> **The problem**
Reproduce all the lines below exactly and omit the images.

> **Dataset excerpt**
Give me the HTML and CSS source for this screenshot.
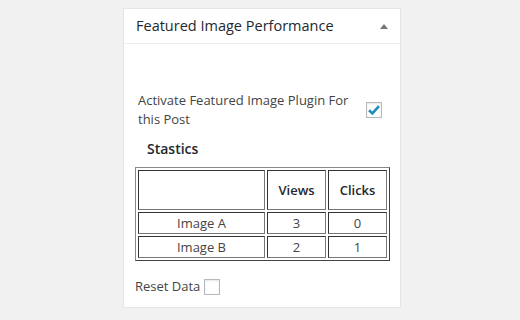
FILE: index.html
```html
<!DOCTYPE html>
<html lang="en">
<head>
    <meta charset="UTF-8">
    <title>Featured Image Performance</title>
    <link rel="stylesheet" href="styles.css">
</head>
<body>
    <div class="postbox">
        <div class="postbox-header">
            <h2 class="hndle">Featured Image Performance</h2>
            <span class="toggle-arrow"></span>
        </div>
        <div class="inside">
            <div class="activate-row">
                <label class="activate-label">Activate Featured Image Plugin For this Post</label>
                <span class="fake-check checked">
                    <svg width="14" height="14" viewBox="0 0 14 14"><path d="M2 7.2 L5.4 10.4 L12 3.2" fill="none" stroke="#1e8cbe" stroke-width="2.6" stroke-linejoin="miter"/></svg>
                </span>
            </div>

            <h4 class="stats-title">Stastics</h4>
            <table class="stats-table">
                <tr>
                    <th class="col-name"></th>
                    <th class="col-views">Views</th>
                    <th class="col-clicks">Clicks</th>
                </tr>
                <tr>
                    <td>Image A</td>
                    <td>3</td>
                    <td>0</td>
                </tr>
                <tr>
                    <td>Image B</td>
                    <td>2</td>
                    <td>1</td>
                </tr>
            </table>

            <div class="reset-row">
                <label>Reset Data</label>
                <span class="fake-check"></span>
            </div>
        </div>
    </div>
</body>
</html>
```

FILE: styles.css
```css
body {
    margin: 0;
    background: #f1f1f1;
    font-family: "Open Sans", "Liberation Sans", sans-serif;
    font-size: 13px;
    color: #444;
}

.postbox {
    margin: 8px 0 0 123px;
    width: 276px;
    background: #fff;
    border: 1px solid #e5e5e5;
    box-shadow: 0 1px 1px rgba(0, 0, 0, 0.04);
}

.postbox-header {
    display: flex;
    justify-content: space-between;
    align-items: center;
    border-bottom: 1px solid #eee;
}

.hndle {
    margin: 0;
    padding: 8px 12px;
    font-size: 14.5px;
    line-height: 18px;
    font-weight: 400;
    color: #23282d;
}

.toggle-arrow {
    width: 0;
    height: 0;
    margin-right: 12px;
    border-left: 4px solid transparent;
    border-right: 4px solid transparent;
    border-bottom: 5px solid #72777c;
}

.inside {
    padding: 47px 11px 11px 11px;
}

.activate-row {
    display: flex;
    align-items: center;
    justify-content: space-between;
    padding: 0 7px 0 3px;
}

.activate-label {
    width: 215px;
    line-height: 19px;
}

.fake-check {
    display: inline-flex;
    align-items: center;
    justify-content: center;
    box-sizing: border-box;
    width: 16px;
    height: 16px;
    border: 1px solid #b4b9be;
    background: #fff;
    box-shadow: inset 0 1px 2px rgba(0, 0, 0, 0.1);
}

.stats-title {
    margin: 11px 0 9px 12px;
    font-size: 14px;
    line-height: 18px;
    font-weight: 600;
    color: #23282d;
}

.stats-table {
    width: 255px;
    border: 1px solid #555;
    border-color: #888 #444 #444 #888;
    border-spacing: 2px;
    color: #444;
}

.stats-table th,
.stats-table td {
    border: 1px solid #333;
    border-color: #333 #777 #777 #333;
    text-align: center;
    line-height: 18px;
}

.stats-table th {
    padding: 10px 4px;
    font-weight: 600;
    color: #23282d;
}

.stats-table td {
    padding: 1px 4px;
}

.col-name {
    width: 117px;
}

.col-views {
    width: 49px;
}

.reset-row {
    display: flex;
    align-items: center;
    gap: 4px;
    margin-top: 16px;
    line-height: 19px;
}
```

> **Output for this exercise**
Give me the HTML and CSS source for this screenshot.
FILE: index.html
```html
<!DOCTYPE html>
<html lang="en">
<head>
    <meta charset="UTF-8">
    <title>Featured Image Performance</title>
    <link rel="stylesheet" href="styles.css">
</head>
<body>
    <div class="postbox">
        <div class="postbox-header">
            <h2 class="hndle">Featured Image Performance</h2>
            <span class="toggle-arrow"></span>
        </div>
        <div class="inside">
            <div class="activate-row">
                <label class="activate-label">Activate Featured Image Plugin For this Post</label>
                <span class="fake-check checked">
                    <svg width="14" height="14" viewBox="0 0 14 14"><path d="M2 7.2 L5.4 10.4 L12 3.2" fill="none" stroke="#1e8cbe" stroke-width="2.6" stroke-linejoin="miter"/></svg>
                </span>
            </div>

            <h4 class="stats-title">Stastics</h4>
            <table class="stats-table">
                <tr>
                    <th class="col-name"></th>
                    <th class="col-views">Views</th>
                    <th class="col-clicks">Clicks</th>
                </tr>
                <tr>
                    <td>Image A</td>
                    <td>3</td>
                    <td>0</td>
                </tr>
                <tr>
                    <td>Image B</td>
                    <td>2</td>
                    <td>1</td>
                </tr>
            </table>

            <div class="reset-row">
                <label>Reset Data</label>
                <span class="fake-check"></span>
            </div>
        </div>
    </div>
</body>
</html>
```

FILE: styles.css
```css
body {
    margin: 0;
    background: #f1f1f1;
    font-family: "Open Sans", "Liberation Sans", sans-serif;
    font-size: 13px;
    color: #444;
}

.postbox {
    margin: 8px 0 0 123px;
    width: 276px;
    background: #fff;
    border: 1px solid #e5e5e5;
    box-shadow: 0 1px 1px rgba(0, 0, 0, 0.04);
}

.postbox-header {
    display: flex;
    justify-content: space-between;
    align-items: center;
    border-bottom: 1px solid #eee;
}

.hndle {
    margin: 0;
    padding: 8px 12px;
    font-size: 14.5px;
    line-height: 18px;
    font-weight: 400;
    color: #23282d;
}

.toggle-arrow {
    width: 0;
    height: 0;
    margin-right: 12px;
    border-left: 4px solid transparent;
    border-right: 4px solid transparent;
    border-bottom: 5px solid #72777c;
}

.inside {
    padding: 47px 11px 11px 11px;
}

.activate-row {
    display: flex;
    align-items: center;
    justify-content: space-between;
    padding: 0 7px 0 3px;
}

.activate-label {
    width: 215px;
    line-height: 19px;
}

.fake-check {
    display: inline-flex;
    align-items: center;
    justify-content: center;
    box-sizing: border-box;
    width: 16px;
    height: 16px;
    border: 1px solid #b4b9be;
    background: #fff;
    box-shadow: inset 0 1px 2px rgba(0, 0, 0, 0.1);
}

.stats-title {
    margin: 11px 0 9px 12px;
    font-size: 14px;
    line-height: 18px;
    font-weight: 600;
    color: #23282d;
}

.stats-table {
    width: 255px;
    border: 1px solid #555;
    border-color: #888 #444 #444 #888;
    border-spacing: 2px;
    color: #444;
}

.stats-table th,
.stats-table td {
    border: 1px solid #333;
    border-color: #333 #777 #777 #333;
    text-align: center;
    line-height: 18px;
}

.stats-table th {
    padding: 10px 4px;
    font-weight: 600;
    color: #23282d;
}

.stats-table td {
    padding: 1px 4px;
}

.col-name {
    width: 117px;
}

.col-views {
    width: 49px;
}

.reset-row {
    display: flex;
    align-items: center;
    gap: 4px;
    margin-top: 16px;
    line-height: 19px;
}
```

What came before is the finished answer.